# [Given exercise]
Quote the data below in full, minus the images.
###
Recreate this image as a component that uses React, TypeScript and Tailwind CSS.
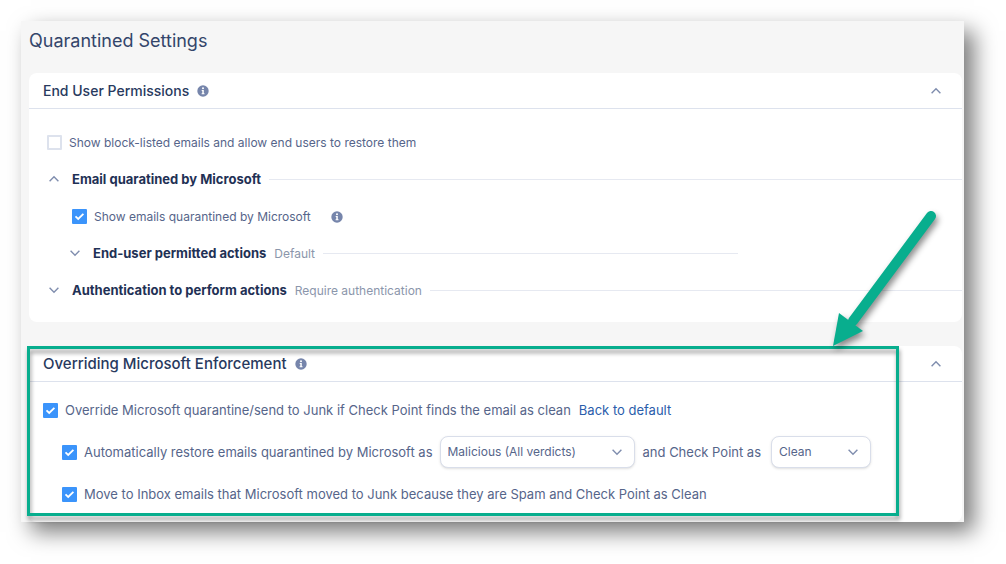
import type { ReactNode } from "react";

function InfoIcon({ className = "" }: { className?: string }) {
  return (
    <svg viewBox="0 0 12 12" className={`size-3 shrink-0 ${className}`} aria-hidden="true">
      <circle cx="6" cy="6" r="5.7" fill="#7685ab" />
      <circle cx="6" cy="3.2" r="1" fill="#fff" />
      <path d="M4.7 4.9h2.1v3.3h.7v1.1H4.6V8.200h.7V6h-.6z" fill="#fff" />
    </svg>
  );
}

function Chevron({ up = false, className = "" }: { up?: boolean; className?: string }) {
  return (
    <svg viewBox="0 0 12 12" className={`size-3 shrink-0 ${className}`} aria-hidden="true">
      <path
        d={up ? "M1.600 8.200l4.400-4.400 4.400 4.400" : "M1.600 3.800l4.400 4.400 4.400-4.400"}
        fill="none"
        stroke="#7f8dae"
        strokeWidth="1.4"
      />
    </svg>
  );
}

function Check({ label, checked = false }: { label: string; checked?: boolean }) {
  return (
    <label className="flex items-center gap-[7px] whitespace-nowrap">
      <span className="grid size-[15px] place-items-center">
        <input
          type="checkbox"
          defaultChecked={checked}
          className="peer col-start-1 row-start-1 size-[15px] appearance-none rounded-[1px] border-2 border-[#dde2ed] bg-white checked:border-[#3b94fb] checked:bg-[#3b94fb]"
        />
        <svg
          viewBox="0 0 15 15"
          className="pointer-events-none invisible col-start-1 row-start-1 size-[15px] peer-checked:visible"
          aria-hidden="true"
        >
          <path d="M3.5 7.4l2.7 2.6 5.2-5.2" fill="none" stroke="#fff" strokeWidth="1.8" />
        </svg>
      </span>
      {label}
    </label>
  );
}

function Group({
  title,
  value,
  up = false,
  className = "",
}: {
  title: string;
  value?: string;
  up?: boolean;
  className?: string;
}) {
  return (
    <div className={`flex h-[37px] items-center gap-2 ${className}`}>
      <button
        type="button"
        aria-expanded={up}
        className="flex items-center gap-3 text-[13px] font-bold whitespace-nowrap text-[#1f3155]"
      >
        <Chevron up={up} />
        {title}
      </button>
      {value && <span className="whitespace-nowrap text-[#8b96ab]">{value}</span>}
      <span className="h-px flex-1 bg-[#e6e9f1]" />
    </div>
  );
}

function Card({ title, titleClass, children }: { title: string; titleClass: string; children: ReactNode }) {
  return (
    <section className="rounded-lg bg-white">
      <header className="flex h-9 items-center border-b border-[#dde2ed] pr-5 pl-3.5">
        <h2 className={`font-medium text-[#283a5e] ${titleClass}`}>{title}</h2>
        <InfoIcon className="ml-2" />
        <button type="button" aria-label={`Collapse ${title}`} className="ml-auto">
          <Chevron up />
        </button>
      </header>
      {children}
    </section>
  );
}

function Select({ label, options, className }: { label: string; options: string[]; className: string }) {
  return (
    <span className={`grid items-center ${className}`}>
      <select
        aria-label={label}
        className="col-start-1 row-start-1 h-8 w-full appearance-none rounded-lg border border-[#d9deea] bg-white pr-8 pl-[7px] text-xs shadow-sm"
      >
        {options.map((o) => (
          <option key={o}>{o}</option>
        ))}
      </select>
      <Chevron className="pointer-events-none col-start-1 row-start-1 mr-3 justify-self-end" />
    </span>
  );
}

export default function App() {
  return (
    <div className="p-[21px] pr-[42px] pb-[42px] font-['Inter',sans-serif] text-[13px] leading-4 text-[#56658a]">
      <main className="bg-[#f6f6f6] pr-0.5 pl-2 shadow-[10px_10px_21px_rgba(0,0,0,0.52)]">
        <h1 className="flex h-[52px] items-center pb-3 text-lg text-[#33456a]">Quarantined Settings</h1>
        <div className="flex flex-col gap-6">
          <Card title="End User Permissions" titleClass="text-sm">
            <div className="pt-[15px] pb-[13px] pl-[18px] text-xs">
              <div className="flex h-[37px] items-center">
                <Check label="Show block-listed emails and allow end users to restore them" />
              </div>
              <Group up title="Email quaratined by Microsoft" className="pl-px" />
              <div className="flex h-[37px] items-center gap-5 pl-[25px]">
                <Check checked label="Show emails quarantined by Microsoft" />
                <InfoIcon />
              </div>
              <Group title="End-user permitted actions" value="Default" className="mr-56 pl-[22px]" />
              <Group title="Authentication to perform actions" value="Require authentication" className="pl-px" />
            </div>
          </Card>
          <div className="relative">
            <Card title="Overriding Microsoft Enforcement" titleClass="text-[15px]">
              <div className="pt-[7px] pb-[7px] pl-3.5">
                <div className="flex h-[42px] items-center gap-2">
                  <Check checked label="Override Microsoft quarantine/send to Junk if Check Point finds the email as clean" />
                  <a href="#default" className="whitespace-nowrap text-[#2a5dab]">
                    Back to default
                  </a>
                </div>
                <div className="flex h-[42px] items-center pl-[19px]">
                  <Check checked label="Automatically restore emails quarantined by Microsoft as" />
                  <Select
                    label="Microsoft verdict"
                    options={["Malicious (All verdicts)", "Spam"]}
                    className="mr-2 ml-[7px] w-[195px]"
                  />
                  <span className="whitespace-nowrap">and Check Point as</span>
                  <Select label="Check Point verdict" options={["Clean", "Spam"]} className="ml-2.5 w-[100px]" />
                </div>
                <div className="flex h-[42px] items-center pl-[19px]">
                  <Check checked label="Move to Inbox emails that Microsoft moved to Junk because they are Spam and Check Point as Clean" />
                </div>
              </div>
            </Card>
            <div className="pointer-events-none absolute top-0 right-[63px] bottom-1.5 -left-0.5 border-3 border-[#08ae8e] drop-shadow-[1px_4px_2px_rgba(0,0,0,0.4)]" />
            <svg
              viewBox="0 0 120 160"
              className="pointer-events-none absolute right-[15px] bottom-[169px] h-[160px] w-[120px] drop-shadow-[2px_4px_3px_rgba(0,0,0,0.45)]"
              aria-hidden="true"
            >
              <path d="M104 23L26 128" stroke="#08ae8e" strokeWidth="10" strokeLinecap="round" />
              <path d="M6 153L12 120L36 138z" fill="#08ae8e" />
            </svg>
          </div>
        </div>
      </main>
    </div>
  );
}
###
# [Reply to the exercise]
Recreate this image as a component that uses React, TypeScript and Tailwind CSS.
import type { ReactNode } from "react";

function InfoIcon({ className = "" }: { className?: string }) {
  return (
    <svg viewBox="0 0 12 12" className={`size-3 shrink-0 ${className}`} aria-hidden="true">
      <circle cx="6" cy="6" r="5.7" fill="#7685ab" />
      <circle cx="6" cy="3.2" r="1" fill="#fff" />
      <path d="M4.7 4.9h2.1v3.3h.7v1.1H4.6V8.200h.7V6h-.6z" fill="#fff" />
    </svg>
  );
}

function Chevron({ up = false, className = "" }: { up?: boolean; className?: string }) {
  return (
    <svg viewBox="0 0 12 12" className={`size-3 shrink-0 ${className}`} aria-hidden="true">
      <path
        d={up ? "M1.600 8.200l4.400-4.400 4.400 4.400" : "M1.600 3.800l4.400 4.400 4.400-4.400"}
        fill="none"
        stroke="#7f8dae"
        strokeWidth="1.4"
      />
    </svg>
  );
}

function Check({ label, checked = false }: { label: string; checked?: boolean }) {
  return (
    <label className="flex items-center gap-[7px] whitespace-nowrap">
      <span className="grid size-[15px] place-items-center">
        <input
          type="checkbox"
          defaultChecked={checked}
          className="peer col-start-1 row-start-1 size-[15px] appearance-none rounded-[1px] border-2 border-[#dde2ed] bg-white checked:border-[#3b94fb] checked:bg-[#3b94fb]"
        />
        <svg
          viewBox="0 0 15 15"
          className="pointer-events-none invisible col-start-1 row-start-1 size-[15px] peer-checked:visible"
          aria-hidden="true"
        >
          <path d="M3.5 7.4l2.7 2.6 5.2-5.2" fill="none" stroke="#fff" strokeWidth="1.8" />
        </svg>
      </span>
      {label}
    </label>
  );
}

function Group({
  title,
  value,
  up = false,
  className = "",
}: {
  title: string;
  value?: string;
  up?: boolean;
  className?: string;
}) {
  return (
    <div className={`flex h-[37px] items-center gap-2 ${className}`}>
      <button
        type="button"
        aria-expanded={up}
        className="flex items-center gap-3 text-[13px] font-bold whitespace-nowrap text-[#1f3155]"
      >
        <Chevron up={up} />
        {title}
      </button>
      {value && <span className="whitespace-nowrap text-[#8b96ab]">{value}</span>}
      <span className="h-px flex-1 bg-[#e6e9f1]" />
    </div>
  );
}

function Card({ title, titleClass, children }: { title: string; titleClass: string; children: ReactNode }) {
  return (
    <section className="rounded-lg bg-white">
      <header className="flex h-9 items-center border-b border-[#dde2ed] pr-5 pl-3.5">
        <h2 className={`font-medium text-[#283a5e] ${titleClass}`}>{title}</h2>
        <InfoIcon className="ml-2" />
        <button type="button" aria-label={`Collapse ${title}`} className="ml-auto">
          <Chevron up />
        </button>
      </header>
      {children}
    </section>
  );
}

function Select({ label, options, className }: { label: string; options: string[]; className: string }) {
  return (
    <span className={`grid items-center ${className}`}>
      <select
        aria-label={label}
        className="col-start-1 row-start-1 h-8 w-full appearance-none rounded-lg border border-[#d9deea] bg-white pr-8 pl-[7px] text-xs shadow-sm"
      >
        {options.map((o) => (
          <option key={o}>{o}</option>
        ))}
      </select>
      <Chevron className="pointer-events-none col-start-1 row-start-1 mr-3 justify-self-end" />
    </span>
  );
}

export default function App() {
  return (
    <div className="p-[21px] pr-[42px] pb-[42px] font-['Inter',sans-serif] text-[13px] leading-4 text-[#56658a]">
      <main className="bg-[#f6f6f6] pr-0.5 pl-2 shadow-[10px_10px_21px_rgba(0,0,0,0.52)]">
        <h1 className="flex h-[52px] items-center pb-3 text-lg text-[#33456a]">Quarantined Settings</h1>
        <div className="flex flex-col gap-6">
          <Card title="End User Permissions" titleClass="text-sm">
            <div className="pt-[15px] pb-[13px] pl-[18px] text-xs">
              <div className="flex h-[37px] items-center">
                <Check label="Show block-listed emails and allow end users to restore them" />
              </div>
              <Group up title="Email quaratined by Microsoft" className="pl-px" />
              <div className="flex h-[37px] items-center gap-5 pl-[25px]">
                <Check checked label="Show emails quarantined by Microsoft" />
                <InfoIcon />
              </div>
              <Group title="End-user permitted actions" value="Default" className="mr-56 pl-[22px]" />
              <Group title="Authentication to perform actions" value="Require authentication" className="pl-px" />
            </div>
          </Card>
          <div className="relative">
            <Card title="Overriding Microsoft Enforcement" titleClass="text-[15px]">
              <div className="pt-[7px] pb-[7px] pl-3.5">
                <div className="flex h-[42px] items-center gap-2">
                  <Check checked label="Override Microsoft quarantine/send to Junk if Check Point finds the email as clean" />
                  <a href="#default" className="whitespace-nowrap text-[#2a5dab]">
                    Back to default
                  </a>
                </div>
                <div className="flex h-[42px] items-center pl-[19px]">
                  <Check checked label="Automatically restore emails quarantined by Microsoft as" />
                  <Select
                    label="Microsoft verdict"
                    options={["Malicious (All verdicts)", "Spam"]}
                    className="mr-2 ml-[7px] w-[195px]"
                  />
                  <span className="whitespace-nowrap">and Check Point as</span>
                  <Select label="Check Point verdict" options={["Clean", "Spam"]} className="ml-2.5 w-[100px]" />
                </div>
                <div className="flex h-[42px] items-center pl-[19px]">
                  <Check checked label="Move to Inbox emails that Microsoft moved to Junk because they are Spam and Check Point as Clean" />
                </div>
              </div>
            </Card>
            <div className="pointer-events-none absolute top-0 right-[63px] bottom-1.5 -left-0.5 border-3 border-[#08ae8e] drop-shadow-[1px_4px_2px_rgba(0,0,0,0.4)]" />
            <svg
              viewBox="0 0 120 160"
              className="pointer-events-none absolute right-[15px] bottom-[169px] h-[160px] w-[120px] drop-shadow-[2px_4px_3px_rgba(0,0,0,0.45)]"
              aria-hidden="true"
            >
              <path d="M104 23L26 128" stroke="#08ae8e" strokeWidth="10" strokeLinecap="round" />
              <path d="M6 153L12 120L36 138z" fill="#08ae8e" />
            </svg>
          </div>
        </div>
      </main>
    </div>
  );
}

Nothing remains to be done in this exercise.